One Project, possibly the MLQ30, was near the end of the war effort in Viet Nam. Its first part consisted of six Signal Corp receivers which were manually scanned to find enemy communication channels. When such were found, each could issue a jamming signal around that channel, but at low power. The second part had 6 Power Amplifiers, a Multiplexer, and a Combination Receiver/Transmit Antenna to join their outputs and broadcast the jamming signal. A 3rd part was the control system which repeatedly sampled, for 10% of the time, the channels selected by the operator to be jammed. Because the sample time was predictable, I proposed that the timer have large time-jitter to make its occurrence unusable by the jammee; this was approved by the military. The Power Amplifiers has mercury switches to connect each Power Amplifier to the Antenna with the correct timing. However, because all of the system described was mounted on a two-wheeled trailer along with a gasoline-driven generator, and the mercury switches must be very close to a vertical mounting position for safe operation, a leveling detection device was included. The control panel, taking my suggestion, shows a brilliant red light, labeled 'TILT' (as in Pin-ball machines), when the equipment is not properly level, nor will it power up. About one month after 3 such equipments were delivered, Electronic News had an article about a new communications jammer that was now extensively used against the Viet Cong, and had totally wiped out their operational communications! (propaganda??)

During several school years before May 1957, I again attended Evening Graduate School at the University of Pennsylvania, working toward a Doctorate of Science in Electrical Engineering (PhD), taking optional advanced courses in Mathematics and Theoretical Physics. I was supposed to get my degree in 1956, but my father passed away and an extra years was allowed. Somehow, I was frightened by the language exam requirement, French by my selection, and neglected to sign up by the last date, this means I have no PhD!!

Project TOCOM, in the pre-satellite period, was built for countries too mountainous for reasonable TV antenna heights. For Nigeria and South Korea, we designed and delivered low-weight TV Transmitters which were installed in a tethered blimp, called aerostats. To minimize weight in both the aerostat and its tether, the power was sent up at high frequency, possibly at 400 Hz, and at several kilovolts; the only transformer above was for the vacuum-tube filaments.

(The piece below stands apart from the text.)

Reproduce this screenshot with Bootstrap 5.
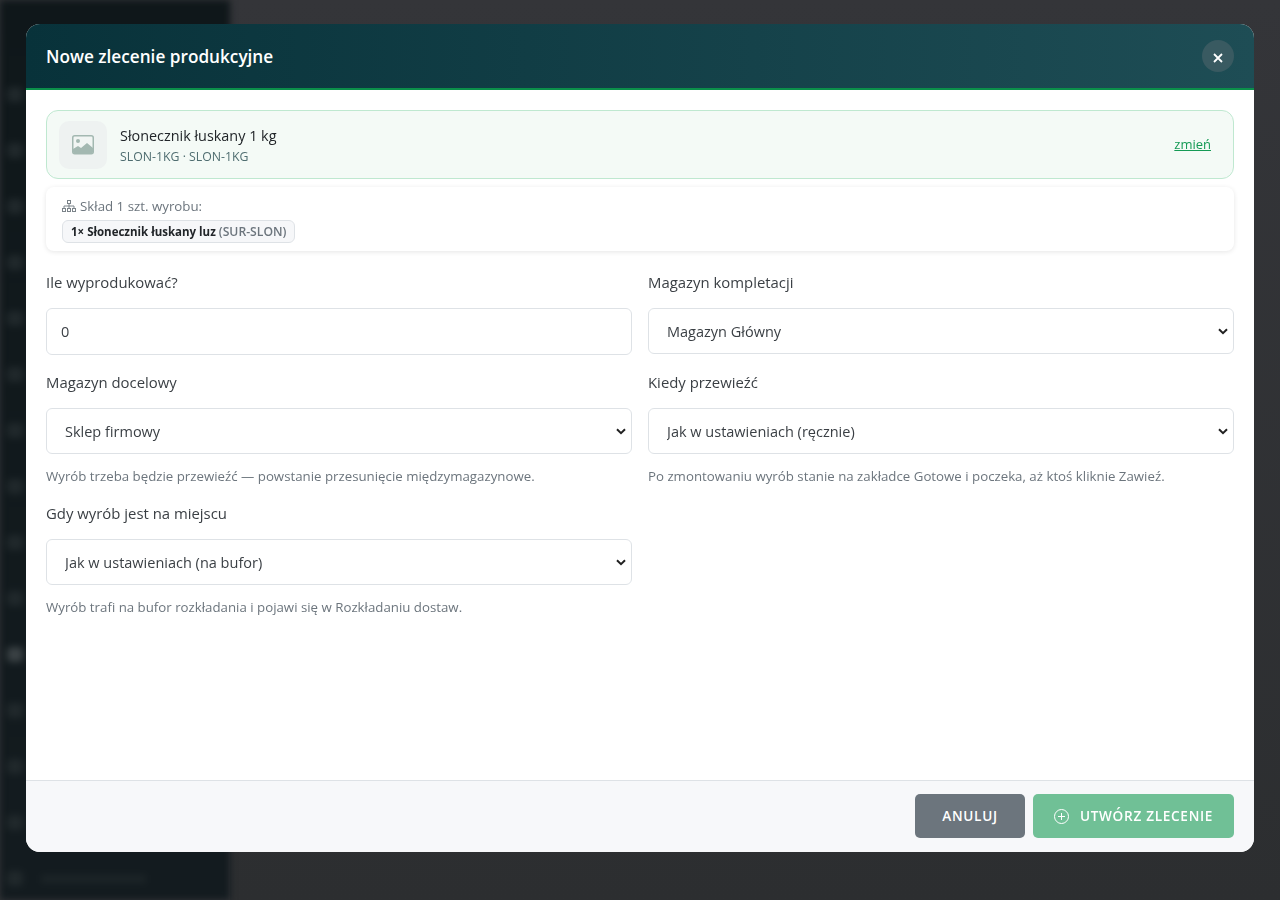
<!DOCTYPE html>
<html lang="pl">
<head>
  <meta charset="UTF-8" />
  <meta name="viewport" content="width=device-width, initial-scale=1.0"/>
  <title>Nowe zlecenie produkcyjne</title>
  <link href="https://cdn.jsdelivr.net/npm/bootstrap@5.3.3/dist/css/bootstrap.min.css" rel="stylesheet">
  <style>
    body {
      font-family: "Open Sans", "Noto Sans", sans-serif;
      background: #333438;
      height: 900px;
      overflow: hidden;
    }

    /* page behind the dialog */
    .app-shell { height: 900px; }
    .app-side {
      width: 230px;
      background: linear-gradient(180deg, #0f171a, #131b1f);
      padding: 87px 0 0 7px;
      gap: 41px;
      filter: blur(3.5px);
    }
    .side-item { height: 15px; gap: 18px; }
    .side-dot { width: 16px; height: 15px; border-radius: 4px; background: #20282b; }
    .side-dot-on { background: #3a4144; }
    .side-text { width: 105px; height: 8px; background: #1c2427; }
    .app-main { background: linear-gradient(180deg, #343539, #2c2e30); }

    /* dialog */
    .prod-dialog { max-width: 1228px; height: 828px; margin: 24px auto; }
    .prod-dialog .modal-content { height: 100%; border: 0; border-radius: 14px; overflow: hidden; }
    .prod-head {
      height: 66px;
      padding: 0 20px;
      background: linear-gradient(90deg, #08323a, #1e4d55);
      border-bottom: 2px solid #0b8f4a;
      border-radius: 0;
    }
    .prod-title { font-size: 17.2px; font-weight: 600; color: #fff; margin-top: 2px; }
    .prod-close {
      width: 32px; height: 32px;
      border-radius: 50%;
      background: #395a61;
      color: #fff;
    }
    .prod-close svg { margin-top: 4px; }
    .prod-body { padding: 20px 20px 0; }

    .picked {
      height: 69px;
      padding: 0 22px 0 12px;
      gap: 13px;
      background: #f4faf6;
      border: 1px solid #bfe8d0;
      border-radius: 12px;
    }
    .picked-thumb { width: 48px; height: 48px; border-radius: 10px; background: #eef2f1; }
    .picked-name { font-size: 14.4px; font-weight: 500; color: #212529; line-height: 20px; margin-top: 1px; }
    .picked-sku { font-size: 12.3px; color: #4f6d70; line-height: 17px; margin-top: 2px; }
    .picked-link { font-size: 13px; color: #159a55; }

    .bom {
      margin-top: 8px;
      height: 64px;
      padding: 10px 16px 0;
      border-radius: 8px;
      box-shadow: 0 1px 5px rgba(0, 0, 0, .1);
    }
    .bom-title { font-size: 13.3px; color: #6c757d; line-height: 18px; }
    .bom-chip {
      margin-top: 5px;
      height: 23px;
      padding: 0 8px;
      font-size: 11.5px;
      font-weight: 700;
      color: #212529;
      background: #f6f7f9;
      border: 1px solid #dee2e6;
      border-radius: 6px;
      line-height: 21px;
    }
    .bom-chip span { color: #6c757d; font-weight: 600; font-size: 12.2px; }

    .prod-form { margin-top: 20px; }
    .fld-label { font-size: 14.9px; font-weight: 500; color: #3a3f44; line-height: 21px; margin-bottom: 15px; margin-top: 1px; }
    .prod-form .form-control, .prod-form .form-select {
      height: 46px;
      font-size: 14.5px;
      color: #3a3f44;
      border-color: #dee2e6;
      border-radius: 6px;
    }
    .prod-form .form-control { height: 47px; padding-left: 14px; }
    .prod-form .form-select {
      padding: 7px 36px 5px 18px;
      background-image: url("data:image/svg+xml,%3csvg xmlns='http://www.w3.org/2000/svg' viewBox='0 0 10 7'%3e%3cpath fill='none' stroke='%23222' stroke-width='2' d='M1 1.2l4 4 4-4'/%3e%3c/svg%3e");
      background-position: right 5px center;
      background-size: 10px 7px;
    }
    .fld-help { font-size: 13.27px; color: #6c757d; line-height: 18px; margin-top: 13px; }
    .fld-wrap-a { height: 100px; }
    .fld-wrap-b { height: 131px; }

    .prod-foot {
      height: 72px;
      padding: 0 20px 2px;
      gap: 8px;
      background: #f7f8fa;
      border-top: 1px solid #dee2e6;
    }
    .prod-btn {
      height: 44px;
      padding: 2px 0 0;
      font-size: 13.6px;
      font-weight: 600;
      letter-spacing: .7px;
      text-transform: uppercase;
      border-radius: 5px;
      border: 0;
      color: #fff;
    }
    .prod-cancel { width: 110px; background: #6c757d; }
    .prod-submit { width: 201px; background: #70c096; gap: 11px; }
  </style>
</head>
<body>

<div class="app-shell d-flex">
  <div class="app-side d-flex flex-column">
    <div class="side-item d-flex"><div class="side-dot"></div></div>
    <div class="side-item d-flex"><div class="side-dot"></div></div>
    <div class="side-item d-flex"><div class="side-dot"></div></div>
    <div class="side-item d-flex"><div class="side-dot"></div></div>
    <div class="side-item d-flex"><div class="side-dot"></div></div>
    <div class="side-item d-flex"><div class="side-dot"></div></div>
    <div class="side-item d-flex"><div class="side-dot"></div></div>
    <div class="side-item d-flex"><div class="side-dot"></div></div>
    <div class="side-item d-flex"><div class="side-dot"></div></div>
    <div class="side-item d-flex"><div class="side-dot"></div></div>
    <div class="side-item d-flex"><div class="side-dot side-dot-on"></div></div>
    <div class="side-item d-flex"><div class="side-dot"></div></div>
    <div class="side-item d-flex"><div class="side-dot"></div></div>
    <div class="side-item d-flex"><div class="side-dot"></div></div>
    <div class="side-item d-flex align-items-center"><div class="side-dot"></div><div class="side-text"></div></div>
  </div>
  <div class="app-main flex-grow-1"></div>
</div>

<div class="modal d-block" tabindex="-1">
  <div class="modal-dialog prod-dialog">
    <div class="modal-content">
      <div class="modal-header prod-head d-flex justify-content-between align-items-center">
        <h5 class="prod-title mb-0">Nowe zlecenie produkcyjne</h5>
        <button type="button" class="prod-close btn p-0 d-flex align-items-center justify-content-center" aria-label="Zamknij">
          <svg width="10" height="10" viewBox="0 0 10 10"><path d="M1 1l8 8M9 1l-8 8" stroke="#fff" stroke-width="1.8" fill="none"/></svg>
        </button>
      </div>

      <div class="modal-body prod-body">
        <div class="picked d-flex align-items-center">
          <div class="picked-thumb d-flex align-items-center justify-content-center">
            <svg width="22" height="20" viewBox="0 0 22 20">
              <rect x="0.75" y="0.75" width="20.5" height="18" rx="2" fill="#f1f5f3" stroke="#a3b8b1" stroke-width="1.5"/>
              <circle cx="6" cy="6" r="2" fill="#a3b8b1"/>
              <path d="M1 17v-3l5-3 3 2 6-5 6 5v4a1 1 0 0 1-1 1H2a1 1 0 0 1-1-1z" fill="#a3b8b1"/>
            </svg>
          </div>
          <div class="flex-grow-1">
            <div class="picked-name">Słonecznik łuskany 1 kg</div>
            <div class="picked-sku">SLON-1KG · SLON-1KG</div>
          </div>
          <a href="#" class="picked-link">zmień</a>
        </div>

        <div class="bom">
          <div class="bom-title d-flex align-items-center gap-1">
            <svg width="14" height="12" viewBox="0 0 14 12" fill="none" stroke="#7b8389" stroke-width="1">
              <rect x="5.5" y="0.5" width="3" height="3"/>
              <rect x="0.5" y="8.5" width="3" height="3"/>
              <rect x="5.5" y="8.5" width="3" height="3"/>
              <rect x="10.5" y="8.5" width="3" height="3"/>
              <path d="M7 3.5v5M2 8.5V6h10v2.5"/>
            </svg>
            Skład 1 szt. wyrobu:
          </div>
          <div class="bom-chip d-inline-block">1× Słonecznik łuskany luz <span>(SUR-SLON)</span></div>
        </div>

        <div class="row prod-form gx-3">
          <div class="col-6 fld-wrap-a">
            <label class="fld-label d-block" for="qty">Ile wyprodukować?</label>
            <input id="qty" type="text" class="form-control" value="0">
          </div>
          <div class="col-6 fld-wrap-a">
            <label class="fld-label d-block" for="wh1">Magazyn kompletacji</label>
            <select id="wh1" class="form-select"><option>Magazyn Główny</option></select>
          </div>
          <div class="col-6 fld-wrap-b">
            <label class="fld-label d-block" for="wh2">Magazyn docelowy</label>
            <select id="wh2" class="form-select"><option>Sklep firmowy</option></select>
            <div class="fld-help">Wyrób trzeba będzie przewieźć — powstanie przesunięcie międzymagazynowe.</div>
          </div>
          <div class="col-6 fld-wrap-b">
            <label class="fld-label d-block" for="when">Kiedy przewieźć</label>
            <select id="when" class="form-select"><option>Jak w ustawieniach (ręcznie)</option></select>
            <div class="fld-help">Po zmontowaniu wyrób stanie na zakładce Gotowe i poczeka, aż ktoś kliknie Zawieź.</div>
          </div>
          <div class="col-6">
            <label class="fld-label d-block" for="arrive">Gdy wyrób jest na miejscu</label>
            <select id="arrive" class="form-select"><option>Jak w ustawieniach (na bufor)</option></select>
            <div class="fld-help">Wyrób trafi na bufor rozkładania i pojawi się w Rozkładaniu dostaw.</div>
          </div>
        </div>
      </div>

      <div class="prod-foot d-flex justify-content-end align-items-center">
        <button type="button" class="btn prod-btn prod-cancel">Anuluj</button>
        <button type="button" class="btn prod-btn prod-submit d-flex align-items-center justify-content-center">
          <svg width="15" height="15" viewBox="0 0 15 15" fill="none" stroke="#fff" stroke-width="1">
            <circle cx="7.5" cy="7.5" r="7"/><path d="M7.5 4v7M4 7.5h7"/>
          </svg>
          Utwórz zlecenie
        </button>
      </div>
    </div>
  </div>
</div>

</body>
</html>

Then came a shortage of deveiopmental electronic work. I became a part time employee as a Licensed Engineering Consultant for AEL for about a year.

An engineer friend(M) of a friend(F) knew of me at a time when RCA was advertising to its employees that $1000 was the prize for identifying a suitable new electronics engineering employee. He identified me and got the prize in 1981. But I got the better prize: I was interviewed at RCA Astro and gladly accepted a position, remaining with them for 10 years, designing electronic components and then communication systems for satellites, for both businesses and the military, and during which time it became a General Electric facility.

I Retire at Age 71, and More Time Passes

My wife and I gave up our long empty nest in Langhorne, Pennsylvania and move to Salt Lake City, Utah into the house my daughter#l and her husband have just rebuilt. We're now with family; two great-grandsons and their parents, (including a granddaughter), also live nearby. We are closer to Los Angeles, CA, where another granddaughter, her husband, and two greatgranddaughters live.

For variety of contacts, my wife and I go to the Mt. Olympus Senior Center and talk to other retirees, some not yet 92 as I am. Out of one of these conversations I find out that one person is Mr. Jack Stowers, an Air Force (Retired) Major. At Wright Air Force Base (now Wright-Patterson), in 1942, he was aSSigned the job of visiting Philco and learning how to maintain the SCR595, as the IFF was designated by the Signal Corps. Although I did not meet him then, it is pleasant to have met him recently in our small world.